The Stinger was designed as an RWD car, but Kia is also offering it with AWD in the US. The system is rear-biased and features a new Dynamic Torque Vectoring Control system that shuffles power towards the front or rear wheels, depending on need. Up to 50% of torque can be distributed to the front wheels and in Sport mode, up to 80% of the power can be routed to the rear wheels. Rear-driven GT models get the benefit of an available multi-plate limited slip differential.

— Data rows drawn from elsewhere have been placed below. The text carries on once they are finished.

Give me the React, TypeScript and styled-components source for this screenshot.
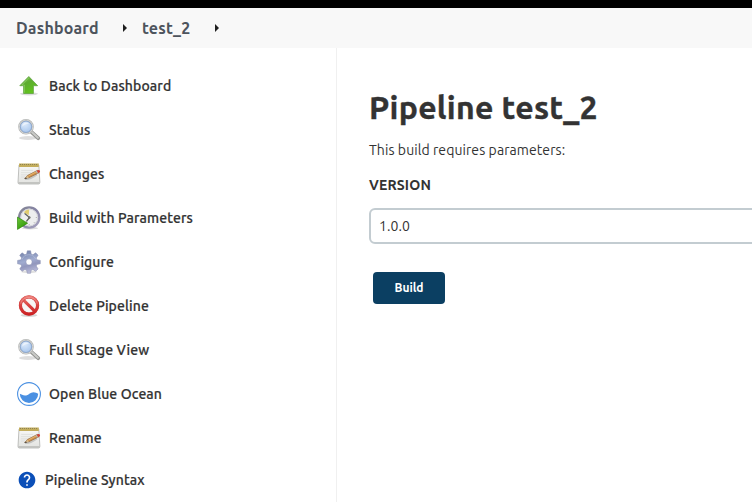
import React from "react";
import styled, { createGlobalStyle } from "styled-components";

const GlobalStyle = createGlobalStyle`
  * { box-sizing: border-box; }
  html, body, #root { height: 100%; }
  body {
    margin: 0;
    overflow: hidden;
    background: #fff;
    color: #333;
    font-family: Ubuntu, "Noto Sans", sans-serif;
    font-size: 14px;
  }
`;

const Page = styled.div`
  display: flex;
  flex-direction: column;
  height: 502px;
  overflow: hidden;
`;

const TopBar = styled.div`
  flex: none;
  height: 8px;
  background: #000;
`;

const Breadcrumbs = styled.nav`
  flex: none;
  display: flex;
  align-items: center;
  height: 40px;
  padding-left: 16px;
  background: #f8f8f8;
`;

const Crumb = styled.a<{ $width: number }>`
  width: ${(p) => p.$width}px;
  color: #4d545d;
  font-size: 16px;
  font-weight: 700;
  line-height: 24px;
  letter-spacing: 0.17px;
  white-space: nowrap;
`;

const CrumbArrow = styled.span`
  width: 0;
  height: 0;
  margin: 0 15px 0 25px;
  border: solid transparent;
  border-width: 4px 0 4px 4px;
  border-left-color: #1f1f1f;
`;

const Body = styled.div`
  flex: 1;
  display: flex;
  min-height: 0;
`;

const Sidebar = styled.aside`
  flex: none;
  width: 337px;
  padding: 16px 0 0 17px;
  border-right: 1px solid #f0f0f0;
`;

const Task = styled.a<{ $compact?: boolean }>`
  display: flex;
  align-items: center;
  gap: 8px;
  height: ${(p) => (p.$compact ? 40 : 44)}px;
  svg { flex: none; }
`;

const TaskLabel = styled.span`
  font-weight: 500;
  line-height: 20px;
  letter-spacing: 0.11px;
  -webkit-text-stroke: 0.2px currentColor;
  white-space: nowrap;
`;

const Main = styled.main`
  flex: 1;
  min-width: 0;
  padding: 37px 0 0 32px;
`;

const Title = styled.h1`
  margin: 0;
  font-size: 32px;
  font-weight: 700;
  line-height: 44px;
  letter-spacing: 0.28px;
  -webkit-text-stroke: 0.4px currentColor;
  white-space: nowrap;
`;

const Intro = styled.p`
  margin: 11px 0 0;
  line-height: 20px;
  letter-spacing: 0.08px;
`;

const FieldName = styled.label`
  display: block;
  margin-top: 15px;
  font-weight: 700;
  line-height: 20px;
  letter-spacing: 0.15px;
`;

const Field = styled.input`
  display: block;
  width: 420px;
  height: 36px;
  margin-top: 13px;
  padding: 0 8px;
  border: 2px solid #c3ccd1;
  border-radius: 6px;
  background: #fff;
  color: #333;
  font: inherit;
  letter-spacing: 0.08px;
  outline: none;
`;

const BuildButton = styled.button`
  display: block;
  width: 72px;
  height: 32px;
  margin: 28px 0 0 4px;
  padding: 0 0 1px;
  border: 0;
  border-radius: 4px;
  background: #0b3f62;
  color: #fff;
  font-family: inherit;
  font-size: 12px;
  font-weight: 700;
`;

const UpIcon = () => (
  <svg width="24" height="24" viewBox="0 0 24 24">
    <defs>
      <linearGradient id="up" x1="0" y1="0" x2="0.6" y2="1">
        <stop offset="0" stopColor="#8fd065" />
        <stop offset="0.45" stopColor="#5dac30" />
        <stop offset="1" stopColor="#62c41d" />
      </linearGradient>
    </defs>
    <ellipse cx="12" cy="19.8" rx="9" ry="1.6" fill="#000" opacity="0.14" />
    <path d="M11.8 2.5 20.6 11.7H16.4V19.5H6.6V11.7H2.8Z" fill="url(#up)" stroke="#62a542" strokeWidth="0.8" strokeLinejoin="round" />
    <path d="M11.8 3.9 5 11H7.5V18.7" fill="none" stroke="#b5e890" strokeWidth="0.7" opacity="0.5" />
  </svg>
);

const SearchIcon = () => (
  <svg width="24" height="24" viewBox="0 0 24 24">
    <defs>
      <radialGradient id="lens" cx="0.42" cy="0.3" r="0.75">
        <stop offset="0" stopColor="#dceafb" />
        <stop offset="0.6" stopColor="#b8d1f1" />
        <stop offset="1" stopColor="#a3c2ea" />
      </radialGradient>
    </defs>
    <ellipse cx="11" cy="20" rx="9" ry="1.9" fill="#000" opacity="0.13" />
    <path d="M14.3 13.8 21.2 20.2" stroke="#929390" strokeWidth="3.8" strokeLinecap="round" />
    <path d="M14.8 14.1 20.9 19.7" stroke="#c9cac7" strokeWidth="2" strokeLinecap="round" />
    <circle cx="9" cy="8.8" r="6.8" fill="url(#lens)" stroke="#b0b2b0" strokeWidth="2" />
    <circle cx="9" cy="8.8" r="6.8" fill="none" stroke="#e2e3e2" strokeWidth="0.7" />
    <circle cx="9" cy="8.8" r="5.6" fill="none" stroke="#7e9ecd" strokeWidth="0.7" />
    <path d="M5 8.7A4.2 4.2 0 0 1 12.2 5.8Q8 5.6 5 8.7" fill="#fff" opacity="0.5" />
  </svg>
);

const NotepadIcon = () => (
  <svg width="24" height="24" viewBox="0 0 24 24">
    <defs>
      <linearGradient id="paper" x1="0" y1="0" x2="0" y2="1">
        <stop offset="0" stopColor="#f8f8f7" />
        <stop offset="1" stopColor="#e2e3e0" />
      </linearGradient>
    </defs>
    <path d="M2 3H21.8L22.9 20.3Q22.9 22 21.5 22H2.3Q1 22 1 20.3Z" fill="url(#paper)" stroke="#b0b1ae" strokeWidth="0.8" />
    <path d="M1.5 20.3H22.5V21.5H1.5Z" fill="#b5b6b3" />
    <path d="M2 1.5H21.8V5H2Z" fill="#c3ad5c" />
    <path d="M3 2.5H21" stroke="#8d8252" strokeWidth="1" strokeDasharray="1 1" />
    <path d="M4.2 8.4H16M4 10.6H14M4 12.8H11M4 15H8" stroke="#dcdddb" strokeWidth="0.8" />
    <path d="M8 17.2Q13 17.6 20 12.5" stroke="#000" strokeWidth="1.7" opacity="0.16" fill="none" />
    <path d="M7.8 16.4 11 13.2 20.4 8.4 22 10.7 12.2 15.6Z" fill="#d2934a" stroke="#8a5f35" strokeWidth="0.7" />
    <path d="M11.4 13.9 19.5 9.7" stroke="#f0c67e" strokeWidth="0.7" />
    <path d="m19.4 8.9 1.8-.9q1.5-.2 1.9 1.2.1 1-.9 1.4l-1.3.7Z" fill="#cf463a" />
    <path d="m18.7 9.3 1-.5 1.3 2.4-1 .5Z" fill="#b7bbb8" />
    <path d="m7.5 16.7 3.1-2.7 1.4 1.6Z" fill="#dcc293" />
    <path d="m7.1 17 2-1.6.9 1Z" fill="#333" />
  </svg>
);

const ClockIcon = () => (
  <svg width="24" height="24" viewBox="0 0 24 24">
    <defs>
      <linearGradient id="rim" x1="0" y1="0" x2="1" y2="1">
        <stop offset="0" stopColor="#858795" />
        <stop offset="0.5" stopColor="#8583a5" />
        <stop offset="1" stopColor="#aaa6c1" />
      </linearGradient>
      <linearGradient id="play" x1="0" y1="0" x2="0.7" y2="1">
        <stop offset="0" stopColor="#6cc93a" />
        <stop offset="1" stopColor="#2f9606" />
      </linearGradient>
    </defs>
    <ellipse cx="13" cy="22.2" rx="8" ry="1.2" fill="#000" opacity="0.14" />
    <circle cx="12.2" cy="11.5" r="10.1" fill="#eeefef" stroke="url(#rim)" strokeWidth="2.3" />
    <circle cx="12.2" cy="11.5" r="8.4" fill="none" stroke="#c8c9d1" strokeWidth="0.7" />
    <path d="M11.7 9.2 6.8 6.3Q8.5 3.9 12.2 3.6Z" fill="#e1cd70" />
    <path d="M20 11.5H18.8M17.7 17l-.8-.8M12.2 19.2V18" stroke="#a8aaa5" strokeWidth="0.8" />
    <path d="M8 7.7 12.6 11.5 9.7 15" fill="none" stroke="#5f605c" strokeWidth="1.2" strokeLinecap="round" />
    <circle cx="12.3" cy="11.5" r="1.2" fill="#6d6e6a" />
    <path d="M.5 11.1 10.6 17.2.5 23.4Z" fill="url(#play)" stroke="#34890f" strokeWidth="0.7" strokeLinejoin="round" />
  </svg>
);

const GearIcon = () => (
  <svg width="24" height="24" viewBox="0 0 24 24">
    <defs>
      <linearGradient id="gear" x1="0.3" y1="0" x2="0.6" y2="1">
        <stop offset="0" stopColor="#7483aa" />
        <stop offset="0.45" stopColor="#a1acd0" />
        <stop offset="0.65" stopColor="#9297bd" />
        <stop offset="1" stopColor="#bfc0dc" />
      </linearGradient>
    </defs>
    <ellipse cx="12" cy="21.8" rx="8" ry="1.5" fill="#000" opacity="0.12" />
    <path
      fillRule="evenodd"
      d="M10.3.8h3.3l.6 3.3 1.7.7 2.8-2 2.4 2.4-1.9 2.8.7 1.8 3.4.6v3.4l-3.4.6-.7 1.7 1.9 2.8-2.4 2.4-2.8-1.9-1.7.7-.6 3.2h-3.3l-.7-3.2-1.7-.7-2.8 1.9-2.4-2.4 2-2.8-.8-1.7-3.3-.6v-3.4l3.3-.6.8-1.8-2-2.8L5.1 2.8l2.8 2 1.7-.7ZM12 8.8a3.1 3.1 0 1 0 0 6.2 3.1 3.1 0 1 0 0-6.2Z"
      fill="url(#gear)"
      stroke="#858bae"
      strokeWidth="0.5"
      strokeLinejoin="round"
    />
    <path d="M5 9.4A7.5 7.5 0 0 1 18.8 9.2" fill="none" stroke="#c5cee8" strokeWidth="1" opacity="0.45" />
  </svg>
);

const ForbiddenIcon = () => (
  <svg width="24" height="24" viewBox="0 0 24 24">
    <defs>
      <linearGradient id="stop" gradientUnits="userSpaceOnUse" x1="0" y1="2" x2="0" y2="21">
        <stop offset="0" stopColor="#ec7c76" />
        <stop offset="0.5" stopColor="#da4140" />
        <stop offset="1" stopColor="#cc2023" />
      </linearGradient>
    </defs>
    <ellipse cx="12" cy="21.3" rx="8.5" ry="1.6" fill="#000" opacity="0.16" />
    <circle cx="12" cy="11.5" r="8.6" fill="#f7f5f5" />
    <path d="M6 5.6 18 17.4" stroke="url(#stop)" strokeWidth="3" />
    <circle cx="12" cy="11.5" r="8.6" fill="none" stroke="#c93a3b" strokeWidth="3.2" />
    <circle cx="12" cy="11.5" r="8.6" fill="none" stroke="url(#stop)" strokeWidth="2.6" />
    <path d="M3.6 9.6A8.8 8.8 0 0 1 20.4 9.6" fill="none" stroke="#f9b3ad" strokeWidth="0.8" opacity="0.5" />
  </svg>
);

const OceanIcon = () => (
  <svg width="24" height="24" viewBox="0 0 24 24">
    <circle cx="12" cy="12" r="11.4" fill="#fff" stroke="#4a90e2" strokeWidth="1.1" />
    <path d="M2.8 11.8C4.6 12.6 6.4 13.9 9.2 13.4 12 12.8 13.4 10.4 16.4 10.3 18.6 10.3 19.8 11.4 21.2 11.8A9.2 9.2 0 0 1 2.8 11.8Z" fill="#4a90e2" />
  </svg>
);

const HelpIcon = () => (
  <svg width="20" height="20" viewBox="0 0 24 24">
    <path
      fill="#0b4fb8"
      d="M12 2C6.48 2 2 6.48 2 12s4.48 10 10 10 10-4.48 10-10S17.52 2 12 2zm1 17h-2v-2h2v2zm2.07-7.75-.9.92C13.45 12.9 13 13.5 13 15h-2v-.5c0-1.1.45-2.1 1.17-2.83l1.24-1.26c.37-.36.59-.86.59-1.41 0-1.1-.9-2-2-2s-2 .9-2 2H8c0-2.21 1.79-4 4-4s4 1.79 4 4c0 .88-.36 1.68-.93 2.25z"
    />
  </svg>
);

const tasks = [
  { label: "Back to Dashboard", Icon: UpIcon },
  { label: "Status", Icon: SearchIcon },
  { label: "Changes", Icon: NotepadIcon },
  { label: "Build with Parameters", Icon: ClockIcon },
  { label: "Configure", Icon: GearIcon },
  { label: "Delete Pipeline", Icon: ForbiddenIcon },
  { label: "Full Stage View", Icon: SearchIcon },
  { label: "Open Blue Ocean", Icon: OceanIcon },
  { label: "Rename", Icon: NotepadIcon },
];

export default function App() {
  return (
    <Page>
      <GlobalStyle />
      <TopBar />
      <Breadcrumbs>
        <Crumb $width={82}>Dashboard</Crumb>
        <CrumbArrow />
        <Crumb $width={48}>test_2</Crumb>
        <CrumbArrow />
      </Breadcrumbs>
      <Body>
        <Sidebar>
          {tasks.map(({ label, Icon }) => (
            <Task key={label}>
              <Icon />
              <TaskLabel>{label}</TaskLabel>
            </Task>
          ))}
          <Task $compact>
            <HelpIcon />
            <TaskLabel>Pipeline Syntax</TaskLabel>
          </Task>
        </Sidebar>
        <Main>
          <Title>Pipeline test_2</Title>
          <Intro>This build requires parameters:</Intro>
          <FieldName htmlFor="version">VERSION</FieldName>
          <Field id="version" defaultValue="1.0.0" />
          <BuildButton type="button">Build</BuildButton>
        </Main>
      </Body>
    </Page>
  );
}
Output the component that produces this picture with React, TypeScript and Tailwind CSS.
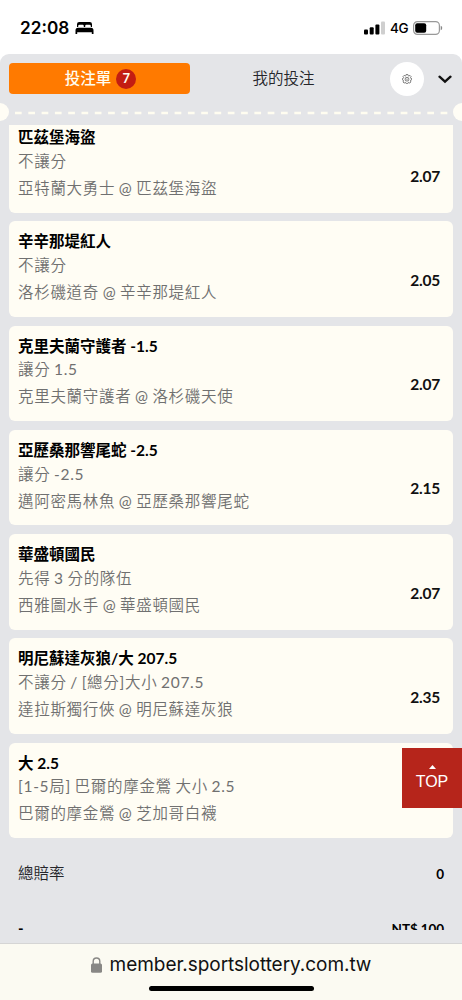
import React from "react";

type Bet = { title: string; market: string; match: string; odds?: string };

const bets: Bet[] = [
  { title: "匹茲堡海盜", market: "不讓分", match: "亞特蘭大勇士 @ 匹茲堡海盜", odds: "2.07" },
  { title: "辛辛那堤紅人", market: "不讓分", match: "洛杉磯道奇 @ 辛辛那堤紅人", odds: "2.05" },
  { title: "克里夫蘭守護者 -1.5", market: "讓分 1.5", match: "克里夫蘭守護者 @ 洛杉磯天使", odds: "2.07" },
  { title: "亞歷桑那響尾蛇 -2.5", market: "讓分 -2.5", match: "邁阿密馬林魚 @ 亞歷桑那響尾蛇", odds: "2.15" },
  { title: "華盛頓國民", market: "先得 3 分的隊伍", match: "西雅圖水手 @ 華盛頓國民", odds: "2.07" },
  { title: "明尼蘇達灰狼/大 207.5", market: "不讓分 / [總分]大小 207.5", match: "達拉斯獨行俠 @ 明尼蘇達灰狼", odds: "2.35" },
  { title: "大 2.5", market: "[1-5局] 巴爾的摩金鶯 大小 2.5", match: "巴爾的摩金鶯 @ 芝加哥白襪" },
];

function StatusBar() {
  return (
    <header className="flex h-[53.5px] shrink-0 items-start justify-between bg-white pl-5 pr-[19px] pt-[18px] font-['Inter','Liberation_Sans',sans-serif] text-black">
      <div className="flex h-5 items-center gap-[6px]">
        <span className="text-[17.200px] font-semibold leading-5">22:08</span>
        <svg width="19" height="14" viewBox="0 0 19 14" className="block">
          <path d="M2 6V3.2Q2 1 4.2 1h10.6Q17 1 17 3.2V6h-1.2V5q0-1.2-1.3-1.2h-3.2Q10.200 3.800 10.200 5v1H8.800V5q0-1.200-1.200-1.200H4.500Q3.200 3.800 3.200 5v1Z" />
          <path d="M.5 9.500Q.5 6.700 3 6.700h13q2.500 0 2.500 2.800v3.500h-1.700v-1.700H2.200V13H.5Z" />
        </svg>
      </div>
      <div className="flex h-5 items-center">
        <svg width="21" height="14" viewBox="0 0 21 14" className="block">
          <rect x="0" y="8.500" width="4" height="5" rx="1" />
          <rect x="5.700" y="6.300" width="4" height="7.200" rx="1" />
          <rect x="11.400" y="3.500" width="4" height="10" rx="1" />
          <rect x="17" y="0.500" width="4" height="13" rx="1" fill="#cfcfcf" />
        </svg>
        <span className="ml-[5px] w-[18px] text-[13.500px] font-medium leading-5 tracking-[-0.4px]">4G</span>
        <svg width="30" height="14" viewBox="0 0 30 14" className="ml-[5px] block">
          <rect x="0.600" y="0.600" width="25.800" height="12.800" rx="3.800" fill="none" stroke="#999" strokeWidth="1.200" />
          <rect x="2.200" y="2.200" width="11" height="9.600" rx="2" />
          <path d="M27.700 4.800q2 .8 1.500 2.500q0 1.500-1.500 2Z" fill="#888" />
        </svg>
      </div>
    </header>
  );
}

function Tabs() {
  return (
    <nav className="flex h-[50px] shrink-0 items-center pl-[9px] pr-[9px]">
      <button className="flex h-[31.500px] w-[181px] items-center justify-center gap-[5px] rounded-[4px] bg-[#ff7a00] pl-[2px] text-[15.500px] font-medium leading-5 text-[#fffdf0]">
        <span className="-mt-[2px]">投注單</span>
        <span className="flex size-5 items-center justify-center rounded-full bg-[#c31d12] text-[13px] font-bold leading-none">7</span>
      </button>
      <button className="-mt-[2px] w-[187px] text-center font-['Lato','Noto_Sans_CJK_TC_DemiLight','Noto_Sans_CJK_TC',sans-serif] text-[15.500px] leading-5 text-[#25262a]">我的投注</button>
      <span className="ml-[13px] flex size-[34px] items-center justify-center rounded-full bg-white">
        <svg width="10" height="10" viewBox="0 0 20 20" fill="none" stroke="#555" strokeWidth="1.500">
          <path d="m8.300 1h3.400l.7 2.500 1.300.6L16 2.800l2.200 2.300L17 7.400l.5 1.200 2 .6v2.500l-2.200.7-.6 1.300 1.200 2.200-2.300 2.200-2.200-1.300-1.400.6-.6 2.200H8.500l-.6-2.200-1.300-.6-2.300 1.300L2 15.900l1.200-2.200-.6-1.300L.7 11.700V9.200l2-.7.6-1.400-1.200-2.200L4.300 2.700l2.200 1.300 1.300-.6Z" />
          <circle cx="10" cy="10.400" r="3.800" />
          <path d="M10 9v3" />
        </svg>
      </span>
      <svg width="14" height="9" viewBox="0 0 14 9" fill="none" stroke="#111" strokeWidth="2.300" strokeLinecap="round" className="ml-[14px] mt-[2px]">
        <path d="m1.500 1.700 5.500 5 5.500-5" />
      </svg>
    </nav>
  );
}

function Perforation() {
  return (
    <div className="flex h-[21.500px] shrink-0 items-start justify-between">
      <span className="-mt-px h-[18px] w-[9px] rounded-r-full bg-[#fffdf5]" />
      <svg width="440" height="18" viewBox="0 0 440 18" className="shrink-0">
        <path d="M4 9h436" stroke="#fffdf0" strokeWidth="2.400" strokeDasharray="6.700 6.600" />
      </svg>
      <span className="-mt-px h-[18px] w-[9px] rounded-l-full bg-[#fffdf5]" />
    </div>
  );
}

function BetCard({ bet }: { bet: Bet }) {
  return (
    <article className="flex h-[95.500px] shrink-0 justify-between rounded-[6px] bg-[#fffdf4] pl-[9px] pr-[13px] pt-[8px]">
      <div className="whitespace-nowrap">
        <h2 className="text-[15.500px] font-bold leading-6 text-black">{bet.title}</h2>
        <p className="mt-[0.700px] font-['Lato','Noto_Sans_CJK_TC_DemiLight','Noto_Sans_CJK_TC',sans-serif] text-[15.500px] leading-[23px] tracking-[0.7px] text-[#707070] [word-spacing:-1px]">{bet.market}</p>
        <p className="font-['Lato','Noto_Sans_CJK_TC_DemiLight','Noto_Sans_CJK_TC',sans-serif] text-[15.500px] leading-[31px] tracking-[0.7px] text-[#707070] [word-spacing:-1px]">{bet.match}</p>
      </div>
      {bet.odds && <strong className="mt-[40.500px] text-[15.500px] font-bold leading-5 tracking-[-0.2px] text-[#111]">{bet.odds}</strong>}
    </article>
  );
}

export default function App() {
  return (
    <div className="relative flex h-[1000px] w-[462px] flex-col overflow-hidden bg-white font-['Lato','Noto_Sans_CJK_TC',sans-serif]">
      <StatusBar />
      <main className="flex h-[889px] shrink-0 flex-col rounded-t-[9px] bg-[#e4e5e8]">
        <Tabs />
        <Perforation />
        <section className="h-[804.500px] shrink-0 overflow-hidden px-[9px]">
          <div className="-mt-[8px] flex flex-col gap-[8.800px]">
            {bets.map((bet) => (
              <BetCard key={bet.title} bet={bet} />
            ))}
          </div>
          <div className="mt-[24px] flex h-[22px] items-center justify-between pl-[9px] pr-[9px]">
            <span className="font-['Lato','Noto_Sans_CJK_TC_DemiLight','Noto_Sans_CJK_TC',sans-serif] text-[15.500px] text-[#25262a]">總賠率</span>
            <strong className="mt-[2px] text-[13.500px] font-bold text-black">0</strong>
          </div>
          <div className="mt-[33px] flex h-[22px] items-center justify-between pl-[9px] pr-[9px] font-bold text-black">
            <span className="text-[15px]">-</span>
            <span className="mt-px text-[13.500px] tracking-[-0.1px]">NT$ 100</span>
          </div>
        </section>
      </main>
      <footer className="flex h-[57.500px] shrink-0 flex-col items-center border-t border-[#d5d5d5] bg-[#fbfaf2] font-['Inter','Liberation_Sans',sans-serif]">
        <div className="mt-[9.500px] flex h-6 items-center gap-[8px]">
          <svg width="11" height="16" viewBox="0 0 11 16">
            <path d="M2.200 8V4.300a3.300 3.300 0 0 1 6.600 0V8" fill="none" stroke="#888785" strokeWidth="1.400" />
            <rect x="0" y="6.500" width="11" height="9.200" rx="1.500" fill="#888785" />
          </svg>
          <span className="text-[19px] leading-6 tracking-[-0.050px] text-[#111]">member.sportslottery.com.tw</span>
        </div>
        <div className="mt-[8.500px] h-[5.500px] w-[165px] rounded-full bg-black" />
      </footer>
      <button className="absolute right-0 top-[748px] flex h-[60px] w-[60px] flex-col items-center bg-[#b6251b] pt-[17px] font-['Liberation_Sans',sans-serif] text-white">
        <svg width="7" height="4" viewBox="0 0 7 4" fill="currentColor">
          <path d="M0 4 3.500 0 7 4Z" />
        </svg>
        <span className="mt-[3px] text-[16px] leading-5">TOP</span>
      </button>
    </div>
  );
}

Kia says that the Stinger was subject to downhill braking tests on the Grossglockner High Alpine Road in the Austrian Alps. We don’t know where that is but are familiar with the Brembo name. That company provides the brakes here, which consists of four-piston front calipers and two-piston rear units, all monobloc aluminium items. They hold 350 mm front discs and 340 mm rear discs.

The four-pot Stinger rides on 18-inch wheels with 225/45 rubber, while the V6 is shod with staggered Michelin Pilot Sport 4 tyres (225/40 front, 255/35 rear) on 19-inch alloys.

It’s a Kia, so there’s no shortage of equipment. The Multiple Advanced Driver Assistance Systems (ADAS) active safety package includes the new to Kia Driver Attention Warning system to help combat distracted or drowsy driving, Forward Collision Avoidance, Smart Cruise Control with Stop & Go, Lane Keeping Assist, and Blind Spot Collision Warning with Rear Cross-Traffic Collision Warning.

Other goodies include a height-adjustable colour head-up display (with navigation and blind spot info) and wireless charging, while a powered liftgate is available. The base audio system features six speakers and a seven-inch haptic touchscreen, but the V6 ups the speaker count to nine and includes an external amplifier. A Harman Kardon 720-watt system with 15 speakers and under-seat mounted subwoofers (beneath the driver and passenger seats) is available.

The Stinger has already been displayed in Malaysia, and Naza Kia has expressed interest in bringing the flagship Kia in. It won’t be cheap though, surely priced much higher than the RM175k the latest Kia Optima GT commands. Like what you see?